Jordan's book, 12 Rules for Life, is mostly nonsense. It gives generally questionable (read, "bad") advice, which in some key ways, is likely to be harmful. This is what I think most needs to be carefully considered because as a general Rule of Life, I'd say "First, do no harm" is a good place to start, and Jordan's advice fails on that account in ways I think are irresponsible. It does have some good pieces of advice and interesting insights, but so does literally any adult with whom you sit down in a bar and talk to for half an hour. (Probably kids too….although why are you sitting down with kids in a bar?)

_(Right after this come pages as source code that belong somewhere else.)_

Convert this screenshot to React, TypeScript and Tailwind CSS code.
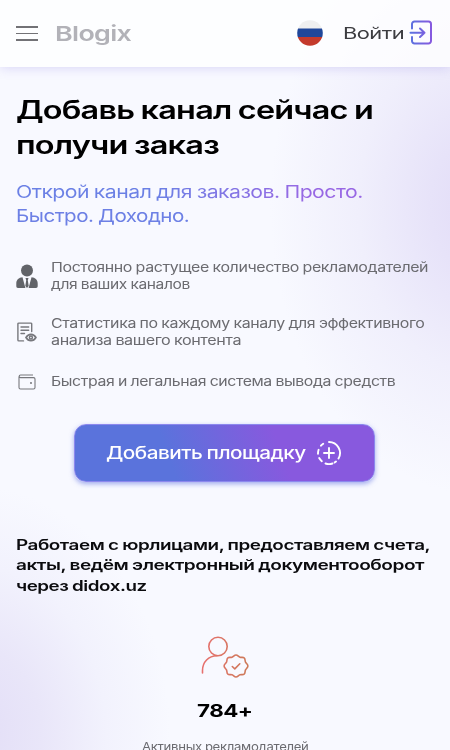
import { useLayoutEffect, useRef, useState } from "react";
import type { ReactNode } from "react";

/** One line of wide-cut lettering, stretched to the width of its box. */
function WideLine({ children, width, ink = "" }: { children: ReactNode; width: string; ink?: string }) {
  const box = useRef<HTMLSpanElement>(null);
  const text = useRef<HTMLSpanElement>(null);
  const [scale, setScale] = useState(1);
  useLayoutEffect(() => {
    if (box.current && text.current) {
      setScale(box.current.clientWidth / text.current.offsetWidth);
    }
  }, []);
  return (
    <span ref={box} className={`block whitespace-nowrap text-left tracking-[-0.025em] [word-spacing:-0.03em] ${width}`}>
      <span ref={text} className={`inline-block origin-left align-top ${ink}`} style={{ transform: `scaleX(${scale})` }}>
        {children}
      </span>
    </span>
  );
}

function LoginIcon() {
  return (
    <svg width="24" height="26" viewBox="0 0 24 26" fill="none" stroke="url(#login)" strokeWidth="2" strokeLinecap="round" strokeLinejoin="round">
      <defs>
        <linearGradient id="login" x1="0" y1="0" x2="24" y2="0" gradientUnits="userSpaceOnUse">
          <stop stopColor="#5873df" />
          <stop offset="1" stopColor="#8a57df" />
        </linearGradient>
      </defs>
      <path d="M3 8.500V4a2.500 2.500 0 0 1 2.500-2.500h14A2.500 2.500 0 0 1 22 4v17a2.500 2.500 0 0 1-2.500 2.500h-14A2.500 2.500 0 0 1 3 21v-4" />
      <path d="M1.500 12.700H15.500M11 8.500l4.500 4.200-4.500 4.300" />
    </svg>
  );
}

function FlagIcon() {
  return (
    <svg width="26" height="26" viewBox="0 0 26 26">
      <clipPath id="disc"><circle cx="13" cy="13" r="12.800" /></clipPath>
      <g clipPath="url(#disc)">
        <path fill="#f0f0f0" d="M0 0h26v9H0z" />
        <path fill="#20479a" d="M0 8.500h26v9H0z" />
        <path fill="#c43a2c" d="M0 17h26v9H0z" />
      </g>
    </svg>
  );
}

function ManagerIcon() {
  return (
    <svg width="22" height="25" viewBox="0 0 22 25" fill="#626469">
      <circle cx="11" cy="6.500" r="6" />
      <path d="M6.500 13.300 9.400 24H2C.8 24 .3 23.300.3 22v-2.500c0-3.800 2.500-5.800 6.200-6.200ZM15.500 13.300 12.600 24H20c1.200 0 1.700-.7 1.700-2v-2.500c0-3.800-2.500-5.800-6.200-6.200Z" />
      <path d="M9.500 14h3l-.7 2.300L12.700 22 11 24l-1.700-2 .9-5.700z" />
    </svg>
  );
}

function ReportIcon() {
  return (
    <svg width="20" height="21" viewBox="0 0 20 21" fill="none" stroke="#77787d" strokeWidth="1.400" strokeLinecap="round">
      <path d="M14.700 9.500V2a.9.9 0 0 0-.9-.9H1.800A.9.900 0 0 0 .9 2v16c0 .5.4.9.9.9h4.700M4 5h7.700M4 8.200h7.700M4 11.500h3.500" />
      <path strokeWidth="1.700" d="M9 15.500c2.400-4.200 7.500-4.200 9.900 0-2.400 4.200-7.500 4.200-9.900 0Z" />
      <circle cx="13.900" cy="15.500" r="1.500" strokeWidth="1.500" />
    </svg>
  );
}

function WalletIcon() {
  return (
    <svg width="18" height="16" viewBox="0 0 18 16" fill="none" stroke="#77787d" strokeWidth="1.100">
      <path d="M15 1H2.500a1.300 1.300 0 0 0 0 2.600H15.500A1.500 1.500 0 0 1 17 5.100v8.400a1.500 1.500 0 0 1-1.500 1.500h-13A1.500 1.500 0 0 1 1 13.500v-11" />
      <circle cx="13" cy="9" r=".9" fill="#66676c" stroke="none" />
    </svg>
  );
}

function PlusIcon() {
  return (
    <svg width="26" height="26" viewBox="0 0 26 26" fill="none" stroke="white" strokeWidth="1.900" strokeLinecap="round">
      <path d="M13 2A11 11 0 0 1 22.500 18.500M20 21.500A11 11 0 0 1 18.700 22.400M16.500 23.500A11 11 0 0 1 9.500 23.500M5.800 21.200A11 11 0 0 1 3.200 18M2 13.800A11 11 0 0 1 2.600 9.800M5 5.700A11 11 0 0 1 7.200 3.700M13 8v10M8 13h10" />
    </svg>
  );
}

function VerifiedUserIcon() {
  return (
    <svg width="48" height="44" viewBox="0 0 48 44" fill="none" stroke="url(#coral)" strokeWidth="1.600" strokeLinecap="round" strokeLinejoin="round">
      <defs>
        <linearGradient id="coral" x1="0" y1="0" x2="48" y2="0" gradientUnits="userSpaceOnUse">
          <stop stopColor="#e8706f" />
          <stop offset="1" stopColor="#cc7a58" />
        </linearGradient>
      </defs>
      <circle cx="17" cy="10.500" r="9.200" />
      <path d="M1.500 37v-2.500C1.500 26 7.500 19.800 16 19.700" />
      <path d="M35 19c1.800 0 2.400 1.700 4 2.200 1.600.5 3.200-.3 4.300.8s.5 2.700 1.200 4.100c.7 1.400 2.400 2.200 2.400 3.900 0 1.700-1.700 2.500-2.400 3.900-.7 1.400-.1 3-1.200 4.100s-2.700.3-4.300.8c-1.600.5-2.200 2.200-4 2.200s-2.400-1.700-4-2.200c-1.600-.5-3.200.3-4.300-.8s-.5-2.700-1.200-4.100c-.7-1.400-2.400-2.200-2.400-3.900 0-1.700 1.700-2.500 2.400-3.900.7-1.400.1-3 1.200-4.100s2.700-.3 4.300-.8c1.600-.5 2.200-2.200 4-2.200Z" />
      <path d="m31.300 30.500 2.500 2.400 5-5.100" />
    </svg>
  );
}

export default function App() {
  return (
    <div className="h-[750px] w-full overflow-hidden bg-[#f8f9ff] bg-[radial-gradient(ellipse_210px_290px_at_480px_205px,#e2dcf7_0%,#e7e3f9_24%,#f0effc_58%,transparent_100%),radial-gradient(ellipse_200px_250px_at_-30px_735px,#e2ddf7_0%,#e9e6f9_36%,#f2f2fd_68%,transparent_100%)] font-['Inter','Noto_Sans',sans-serif]">
      <header className="flex h-[67px] items-center bg-white/75 pl-4 pr-[17px] shadow-[0_1px_11px_rgba(111,91,220,0.22)]">
        <button aria-label="Меню" className="flex w-[22px] flex-col gap-[5px]">
          <span className="h-[1.500px] bg-[#727276]" />
          <span className="h-[1.500px] bg-[#727276]" />
          <span className="h-[1.500px] bg-[#727276]" />
        </button>
        <div className="ml-[17px] text-[20.500px] font-semibold leading-[26px] text-[#b2b2b8]">
          <WideLine width="w-[76px]">Blogix</WideLine>
        </div>
        <div className="ml-auto pb-px"><FlagIcon /></div>
        <div className="ml-5 mr-[5px] pb-px text-[16.500px] leading-6 text-[#3c3c40]">
          <WideLine width="w-[61px]">Войти</WideLine>
        </div>
        <div className="pb-px"><LoginIcon /></div>
      </header>

      <main className="px-4 pt-[26px]">
        <h1 className="text-[25px] font-semibold leading-[35px] text-black">
          <WideLine width="w-[357px]">Добавь канал сейчас и</WideLine>
          <WideLine width="w-[203px]">получи заказ</WideLine>
        </h1>
        <p className="mt-[17px] text-[17.500px] leading-6">
          <WideLine width="w-[347px]" ink="bg-linear-to-r from-[#6b80e5] from-40% to-[#9868e4] to-85% bg-clip-text text-transparent">
            Открой канал для заказов. Просто.
          </WideLine>
          <WideLine width="w-[173px]" ink="text-[#6d80e5]">Быстро. Доходно.</WideLine>
        </p>

        <ul className="mt-[31px] text-[13px] leading-[17px] text-[#6b6b70]">
          <li className="flex items-center">
            <span className="flex w-[35px]"><ManagerIcon /></span>
            <div>
              <WideLine width="w-[377px]">Постоянно растущее количество рекламодателей</WideLine>
              <WideLine width="w-[139px]">для ваших каналов</WideLine>
            </div>
          </li>
          <li className="mt-[22px] flex items-center">
            <span className="flex w-[35px] pl-px"><ReportIcon /></span>
            <div>
              <WideLine width="w-[374px]">Статистика по каждому каналу для эффективного</WideLine>
              <WideLine width="w-[190px]">анализа вашего контента</WideLine>
            </div>
          </li>
          <li className="mt-6 flex items-center">
            <span className="flex w-[35px] pl-[2px]"><WalletIcon /></span>
            <WideLine width="w-[345px]">Быстрая и легальная система вывода средств</WideLine>
          </li>
        </ul>

        <button className="ml-[58px] mt-[34px] flex h-[58px] w-[301px] items-center rounded-xl border border-[#8c88ee] bg-linear-[70deg,#5a73dc_32%,#8859de_68%] pl-[31px] text-[17px] font-medium text-white shadow-[0_2px_5px_rgba(88,105,222,0.55)]">
          <span className="pt-px"><WideLine width="w-[200px]">Добавить площадку</WideLine></span>
          <span className="ml-[10px]"><PlusIcon /></span>
        </button>

        <p className="mt-[53px] text-[14.500px] font-semibold leading-[20.300px] text-[#0b0b0e]">
          <WideLine width="w-[414px]">Работаем с юрлицами, предоставляем счета,</WideLine>
          <WideLine width="w-[408px]">акты, ведём электронный документооборот</WideLine>
          <WideLine width="w-[131px]">через didox.uz</WideLine>
        </p>

        <section className="mt-10 flex flex-col items-center">
          <VerifiedUserIcon />
          <div className="mt-[19px] text-[18px] font-bold leading-6 text-black">
            <WideLine width="w-[56px]">784+</WideLine>
          </div>
          <div className="mt-4 text-[12px] leading-4 text-[#6b6b70]">
            <WideLine width="w-[167px]">Активных рекламодателей</WideLine>
          </div>
        </section>
      </main>
    </div>
  );
}
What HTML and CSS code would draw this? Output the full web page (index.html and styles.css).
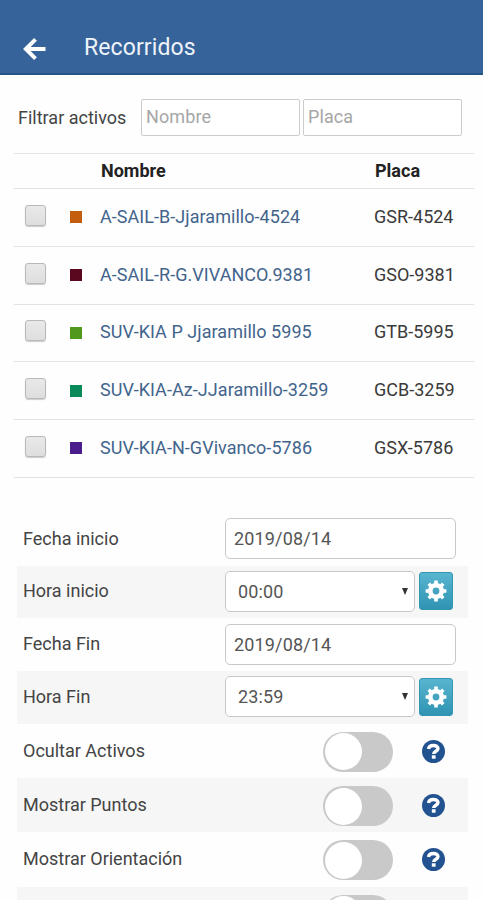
FILE: index.html
```html
<!DOCTYPE html>
<html lang="es">
<head>
<meta charset="utf-8">
<title>Recorridos</title>
<link rel="stylesheet" href="styles.css">
</head>
<body>
<svg class="defs" width="0" height="0" aria-hidden="true">
  <symbol id="gear" viewBox="0 0 22 22">
    <circle cx="11" cy="11" r="5.700" fill="none" stroke="#fff" stroke-width="4.600"/>
    <path stroke="#fff" stroke-width="3.600" d="M11 .6v4M11 17.400v4M.6 11h4M17.400 11h4M3.700 3.700l2.700 2.700M15.600 15.600l2.700 2.700M3.700 18.300l2.700-2.700M15.600 6.400l2.700-2.700"/>
  </symbol>
  <symbol id="help" viewBox="0 0 22 22">
    <circle cx="11" cy="11" r="11" fill="#22528f"/>
    <path fill="none" stroke="#fff" stroke-width="3.300" d="M6.200 8.700C6.800 4.100 15.300 4.200 15.300 8.200c0 2.600-4.100 2.400-4.100 5.100"/>
    <path fill="#fff" d="M9.400 14.600h3.600v3.300H9.400z"/>
  </symbol>
</svg>
<header class="bar">
  <svg class="back" viewBox="0 0 24 24" width="24" height="24"><path d="M22.500 12H3M12.500 2.300 2.800 12l9.700 9.700" fill="none" stroke="#fff" stroke-width="3.900"/></svg>
  <h1 class="title">Recorridos</h1>
</header>
<main>
  <div class="filter">
    <label class="filter-label">Filtrar activos</label>
    <input class="filter-input" placeholder="Nombre">
    <input class="filter-input" placeholder="Placa">
  </div>
  <section class="assets">
    <div class="asset head"><span></span><span></span><span class="th">Nombre</span><span class="th">Placa</span></div>
    <div class="asset"><i class="check"></i><i class="swatch orange"></i><a class="name">A-SAIL-B-Jjaramillo-4524</a><span class="plate">GSR-4524</span></div>
    <div class="asset"><i class="check"></i><i class="swatch maroon"></i><a class="name">A-SAIL-R-G.VIVANCO.9381</a><span class="plate">GSO-9381</span></div>
    <div class="asset"><i class="check"></i><i class="swatch green"></i><a class="name">SUV-KIA P Jjaramillo 5995</a><span class="plate">GTB-5995</span></div>
    <div class="asset"><i class="check"></i><i class="swatch teal"></i><a class="name">SUV-KIA-Az-JJaramillo-3259</a><span class="plate">GCB-3259</span></div>
    <div class="asset"><i class="check"></i><i class="swatch purple"></i><a class="name">SUV-KIA-N-GVivanco-5786</a><span class="plate">GSX-5786</span></div>
  </section>
  <section class="form">
    <div class="row"><span class="label">Fecha inicio</span><div class="field date">2019/08/14</div></div>
    <div class="row"><span class="label">Hora inicio</span><div class="field time">00:00<i class="caret"></i></div><button class="gear"><svg width="22" height="22"><use href="#gear"/></svg></button></div>
    <div class="row"><span class="label">Fecha Fin</span><div class="field date">2019/08/14</div></div>
    <div class="row"><span class="label">Hora Fin</span><div class="field time">23:59<i class="caret"></i></div><button class="gear"><svg width="22" height="22"><use href="#gear"/></svg></button></div>
    <div class="row tall"><span class="label">Ocultar Activos</span><i class="switch"></i><svg class="help" width="23" height="23"><use href="#help"/></svg></div>
    <div class="row tall"><span class="label">Mostrar Puntos</span><i class="switch"></i><svg class="help" width="23" height="23"><use href="#help"/></svg></div>
    <div class="row tall"><span class="label">Mostrar Orientación</span><i class="switch"></i><svg class="help" width="23" height="23"><use href="#help"/></svg></div>
    <div class="row tall"><span class="label"></span><i class="switch"></i></div>
  </section>
</main>
</body>
</html>
```
FILE: styles.css
```css
* { box-sizing: border-box; }
html, body { height: 900px; overflow: hidden; }
body { margin: 0; background: #fefefe; font-family: Roboto, "Liberation Sans", sans-serif; font-size: 18px; color: #444; }
.defs { display: block; height: 0; }
.bar { height: 75px; display: flex; align-items: flex-start; padding: 0 0 0 23px; background: #37639b; border-bottom: 2px solid #235587; }
.back { margin-top: 37px; }
.title { margin: 34px 0 0 37px; font-size: 23px; line-height: 28px; font-weight: 400; letter-spacing: .1px; color: #eef3fa; }
.filter { display: flex; align-items: center; height: 78px; padding: 7px 0 0 18px; }
.filter-label { width: 123px; }
.filter-input { width: 159px; height: 37px; margin: 0 3px 0 0; padding: 0 4px 2px; border: 1px solid #ccc; border-radius: 2px; background: #fff; font: 18px Roboto, sans-serif; letter-spacing: .1px; }
.filter-input::placeholder { color: #a6a6a6; opacity: 1; }
.assets { margin: 0 9px 0 14px; border-top: 1px solid #e4e4e4; }
.asset { display: grid; grid-template-columns: 56px 30px 274px 1fr; align-items: center; height: 57.75px; border-bottom: 1px solid #e2e2e2; }
.head { height: 35px; font-weight: 700; color: #222; }
.th { padding: 0 0 2px 1px; }
.check { width: 21px; height: 21px; margin: 0 0 4px 11px; border: 1px solid #b9b9b9; border-radius: 3px; background: linear-gradient(#e9e9e9, #dedede); box-shadow: 0 1px 1px #ccc; }
.swatch { width: 12px; height: 12px; }
.orange { background: #c35c0c; }
.maroon { background: #5a0820; }
.green { background: #50991c; }
.teal { background: #0b8a59; }
.purple { background: #4b1c8b; }
.name, .plate { padding-bottom: 2px; }
.name { color: #42648c; letter-spacing: .05px; }
.plate { color: #3a3a3a; }
.form { margin: 35px 15px 0 17px; }
.row { display: flex; align-items: center; height: 52.75px; padding-left: 6px; }
.row:nth-child(even) { background: #f6f6f6; }
.tall { height: 54.25px; }
.label { width: 202px; padding-bottom: 2px; white-space: nowrap; }
.tall .label { width: 300px; padding-bottom: 1px; }
.field { position: relative; height: 41px; margin-bottom: 1px; padding: 0 8px; border: 1px solid #c8c8c8; border-radius: 5px; background: #fff; line-height: 39px; color: #555; letter-spacing: .15px; }
.date { width: 231px; }
.time { width: 190px; padding-left: 12px; }
.caret { position: absolute; right: 6px; top: 16px; border: 3.500px solid transparent; border-top: 7px solid #333; border-bottom: 0; }
.gear { width: 34px; height: 38px; margin: 0 0 1px 4px; padding: 0; display: grid; place-items: center; border: 1px solid #3396b4; border-radius: 3px; background: linear-gradient(#58b5d0, #2f94b2); }
.switch { position: relative; width: 70px; height: 40px; margin-top: 2px; border-radius: 20px; background: #c9c9c9; }
.switch::after { content: ""; position: absolute; left: 1.500px; top: 1.500px; width: 37px; height: 37px; border-radius: 50%; background: #fff; }
.help { margin: 1px 0 0 29px; }
```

"12 Rules for Life" is a puzzling mixture of science, pseudoscience, common sense folk wisdom, classic Dad-advice, surprisingly-misinterpreted philosophy and Biblical references, and a paradoxical lack of critical reflection. This is precisely the opposite of what "The Antidote to Chaos" should be. I have met no small number of psychologists, educators and others who express mystified frustration that 'questionable' psychology is misinforming people in such large numbers that they find themselves having to repeatedly, effortfully, indeed exhaustingly, challenge and disabuse people of beliefs that they've adopted from Jordan. I've heard from therapists who struggle with their clients who've adopted dysfunctional and self-defeating beliefs, parents express concern about his parenting advice, educators talking about others bringing what they see as harmful practices into their classrooms while citing Jordan-logic, and a wide array of people expressing their concern at how "people they know" are exhibiting distressing, demeaning and disappointing behaviours, seemingly as a result of becoming a "Peterson fanboy".